In the recent Currie Cup final, former Junior Springboks such as Jaden Hendrikse, Dylan Richardson, JJ van der Mescht and Fez Mbatha were all part of the starting lineup.

These youngsters – and several others – all enjoyed a memorable season gaining plenty of game time, and despite an agonising defeat in the title decider, the Sharks will take heart from the fact that important building blocks have been laid as a solid foundation for future success.

As the Sharks move into northern-hemisphere competition, they will need to balance talented youngsters with more experienced campaigners who have more experience of those conditions, but this past domestic season certainly allowed for a new generation of players to undergo important learning curves.

There’s a need to add more variety to their play

In the lead-up to the Currie Cup final, Vodacom Bulls coach Jake White was asked what he expected to face from the Sharks: ‘They kick more than any other team,’ he commented.

‘That style works for them. Curwin [Bosch] drops back behind all his teammates and kicks up-and-unders. It either comes off or it doesn’t, and the way you stop it is to make sure you secure possession, and don’t give them scraps to counter attack from contestable kicks.’

It was a similar assertion from most opposition players and coaches during the course of the season, with the Sharks’ identity as a prolific kicking team having become clear to see.

Yet, when the Sharks struggled with any inaccuracy of the kick-chase, or failed to have the field position and forward dominance to provide front-foot ball, the tactics became a bit predictable and one-dimensional at times.

The Sharks’ ability to vary their game will be something worth taking a closer look at during this short ‘off season’, but adaptability in approach would also be influenced by playing personnel, with new recruits to add depth in certain positions likely to bolster the options available to the Durban-based side.
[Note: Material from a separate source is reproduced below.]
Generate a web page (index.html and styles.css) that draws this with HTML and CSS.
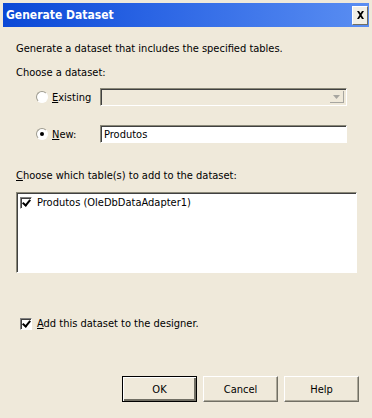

ALSO READ: Bosch shouldn’t be a scapegoat

Sharks continue to lead on transformation front

A transparent policy towards transformation, fostering a culture of inclusivity and diversity, is something the Sharks have undoubtedly been getting right for some time.

Just before the Currie Cup final, a tally of the numbers in a graphic from Netwerk24 showed that 61% of the Sharks’ player demographics throughout the competition were players of colour, significantly more than most other sides (WP Rugby were next with 47%).

There could be no arguments or questions around the Sharks’ selections being entirely merit-based, and their squad balance and manner in which they’ve embraced transformation should be celebrated.

COLUMN: Sharks ‘see colour’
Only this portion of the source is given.